How many times have you wondered if high blood pressure and altitude are compatible? Holidays can represent a form of therapy for hypertension. It is certainly beneficial to get away from tiring, extreme situations that put severe stress on the organism, and especially the cardiovascular system.

Those who suffer from hypertension should only frequent mountain locations up to 3000 meters above sea level if they are taking therapy that keeps their blood pressure in control. At high altitudes, therapy may also need variation, as the organism’s response to the stress caused by altitude, physical effort and the cold leads to an increase in blood pressure.

It is important to limit physical activity in the first few days at altitude and avoid severe effort for a couple of hours after meals or in uncomfortable weather: too hot or too cold. We recommend that you adopt a healthy lifestyle and diet as a form of prevention, keeping your bodyweight in check and avoiding smoking and excessive alcohol consumption.

A study at the University of Milano-Bicocca and the Italian Auxologic Institute, published in the European Heart Journal, shows that the reduced oxygen availability at high altitude can cause a dangerous increase in blood pressure in the first 24 hours, and that most common antihypertensive drugs are no longer effective at altitudes above 3400 meters.

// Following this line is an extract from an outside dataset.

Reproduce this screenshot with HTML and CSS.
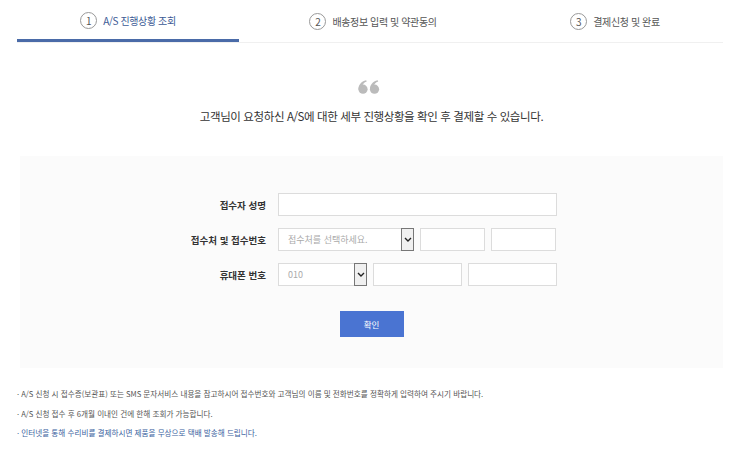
FILE: index.html
```html
<!DOCTYPE html>
<html lang="ko">
<head>
    <meta charset="UTF-8">
    <title>A/S 진행상황 조회</title>
    <link rel="stylesheet" href="styles.css">
</head>
<body>

<ul class="steps">
    <li class="step active"><span class="num">1</span>A/S 진행상황 조회</li>
    <li class="step step-2"><span class="num">2</span>배송정보 입력 및 약관동의</li>
    <li class="step step-3"><span class="num">3</span>결제신청 및 완료</li>
</ul>

<div class="intro">
    <div class="quote">
        <svg width="22" height="14" viewBox="0 0 22 14">
            <g fill="#bbb">
                <circle cx="5" cy="9.2" r="4.6"/>
                <path d="M0.5 9.5C0.3 5 3 1.6 8.2 0.3L8.7 1.6C6 2.6 4.6 4.3 4.3 6.2Z"/>
                <circle cx="16.5" cy="9.2" r="4.6"/>
                <path d="M12 9.5C11.8 5 14.5 1.6 19.7 0.3L20.2 1.6C17.5 2.6 16.1 4.3 15.8 6.2Z"/>
            </g>
        </svg>
    </div>
    <p>고객님이 요청하신 A/S에 대한 세부 진행상황을 확인 후 결제할 수 있습니다.</p>
</div>

<div class="panel">
    <div class="form">
        <label class="label">접수자 성명</label>
        <div class="fields">
            <input type="text" class="field full">
        </div>

        <label class="label">접수처 및 접수번호</label>
        <div class="fields">
            <div class="select wide">
                <span class="value">접수처를 선택하세요.</span>
                <span class="arrow"><svg width="8" height="5" viewBox="0 0 8 5"><path d="M1 1l3 3 3-3" fill="none" stroke="#222" stroke-width="1.4"/></svg></span>
            </div>
            <input type="text" class="field small">
            <input type="text" class="field small">
        </div>

        <label class="label">휴대폰 번호</label>
        <div class="fields">
            <div class="select narrow">
                <span class="value">010</span>
                <span class="arrow"><svg width="8" height="5" viewBox="0 0 8 5"><path d="M1 1l3 3 3-3" fill="none" stroke="#222" stroke-width="1.4"/></svg></span>
            </div>
            <input type="text" class="field medium">
            <input type="text" class="field medium">
        </div>
    </div>
    <div class="actions">
        <a href="#" class="btn">확인</a>
    </div>
</div>

<ul class="notes">
    <li>A/S 신청 시 접수증(보관표) 또는 SMS 문자서비스 내용을 참고하시어 접수번호와 고객님의 이름 및 전화번호를 정확하게 입력하여 주시기 바랍니다.</li>
    <li>A/S 신청 접수 후 6개월 이내인 건에 한해 조회가 가능합니다.</li>
    <li class="blue">인터넷을 통해 수리비를 결제하시면 제품을 무상으로 택배 발송해 드립니다.</li>
</ul>

</body>
</html>
```

FILE: styles.css
```css
body {
    margin: 0;
    padding: 0;
    background: #fff;
    color: #333;
    font-family: "Noto Sans CJK KR", "Noto Sans", sans-serif;
    width: 743px;
}
.steps {
    list-style: none;
    margin: 0 20px 0 17px;
    padding: 0;
    display: flex;
    border-bottom: 1px solid #f0f0f0;
    height: 42px;
}
.step {
    display: flex;
    align-items: center;
    justify-content: center;
    font-size: 10px;
    color: #555;
    height: 41px;
    padding-top: 1px;
    box-sizing: border-box;
    width: 222px;
    letter-spacing: -0.4px;
}
.step-2 {
    width: 268px;
}
.step-3 {
    width: 216px;
}
.step.active {
    color: #3b5a95;
    border-bottom: 3px solid #4a6ba8;
    height: 42px;
    margin-bottom: -1px;
}
.num {
    display: inline-flex;
    align-items: center;
    justify-content: center;
    width: 15px;
    height: 15px;
    border: 1px solid #999;
    border-radius: 50%;
    font-size: 10px;
    color: #555;
    margin-right: 6px;
    letter-spacing: 0;
}
.intro {
    text-align: center;
    padding-top: 37px;
    height: 113px;
    box-sizing: border-box;
}
.quote {
    height: 14px;
    line-height: 0;
    padding-right: 5px;
}
.intro p {
    margin: 14px 0 0;
    font-size: 11.5px;
    line-height: 17px;
    color: #333;
    letter-spacing: -0.4px;
}
.panel {
    margin: 0 20px;
    background: #fbfbfb;
    padding: 37px 0 31px;
}
.form {
    display: grid;
    grid-template-columns: 246px 279px;
    column-gap: 12px;
    row-gap: 12px;
    align-items: center;
}
.label {
    text-align: right;
    font-size: 9.5px;
    font-weight: bold;
    color: #333;
}
.fields {
    display: flex;
    gap: 6px;
    height: 23px;
}
.field {
    border: 1px solid #dcdcdc;
    background: #fff;
    height: 23px;
    box-sizing: border-box;
    padding: 0 8px;
    margin: 0;
    outline: none;
}
.full {
    width: 279px;
}
.small {
    width: 65px;
}
.medium {
    width: 89px;
}
.select {
    display: flex;
    align-items: stretch;
    border: 1px solid #dcdcdc;
    background: #fff;
    height: 23px;
    box-sizing: border-box;
    font-size: 9px;
    color: #aaa;
}
.select.wide {
    width: 136px;
}
.select.narrow {
    width: 89px;
}
.select .value {
    flex: 1;
    display: flex;
    align-items: center;
    padding-left: 9px;
}
.select .arrow {
    width: 11px;
    border: 1px solid #777;
    margin: -1px -1px -1px 0;
    background: #f0f0f0;
    display: flex;
    align-items: center;
    justify-content: center;
}
.actions {
    display: flex;
    justify-content: center;
    padding-top: 25px;
}
.btn {
    display: block;
    width: 64px;
    height: 26px;
    line-height: 26px;
    text-align: center;
    background: #4a74d2;
    color: #fff;
    font-size: 8.5px;
    text-decoration: none;
}
.notes {
    list-style: none;
    margin: 16px 0 0 17px;
    padding: 0;
    font-size: 7.6px;
    color: #555;
}
.notes li {
    line-height: 19.5px;
}
.notes li::before {
    content: "· ";
}
.notes .blue {
    color: #3a5fa0;
}
```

The study involved a group of healthy volunteers who normally live, work and exercise at sea level, and intended to investigate the effects on blood pressure and other aspects of cardiorespiratory function due to acute and prolonged exposition to reduced oxygen availability at altitude. The results can however be relevant even for those who, despite being at low altitudes, are temporarily suffering from hypoxia, meaning deprived of an adequate oxygen supply.

Gianfrango Parati, coordinator of the project, professor of Cardiovascular Diseases at the University of Milano-Bicocca and Director of the Laboratory of Cardiologic Research at the Italian Auxologic Institute, explains that the study provides the first systematic demonstration that blood pressure increases significantly and progressively with increasing altitude. He states that this increase happens instantly as one reaches high altitudes, lasts for the entire time you spend there, and is observable throughout the entire 24 hours of the day, but with a more significant increase at night, thus reducing the physiological drop in blood pressure during these hours. Blood pressure then returns to normal levels once the individual returns to sea level. Furthermore, the increase in systolic blood pressure at the Base Camp of Mount Everest was greater for those above 50 years of age than in younger subjects.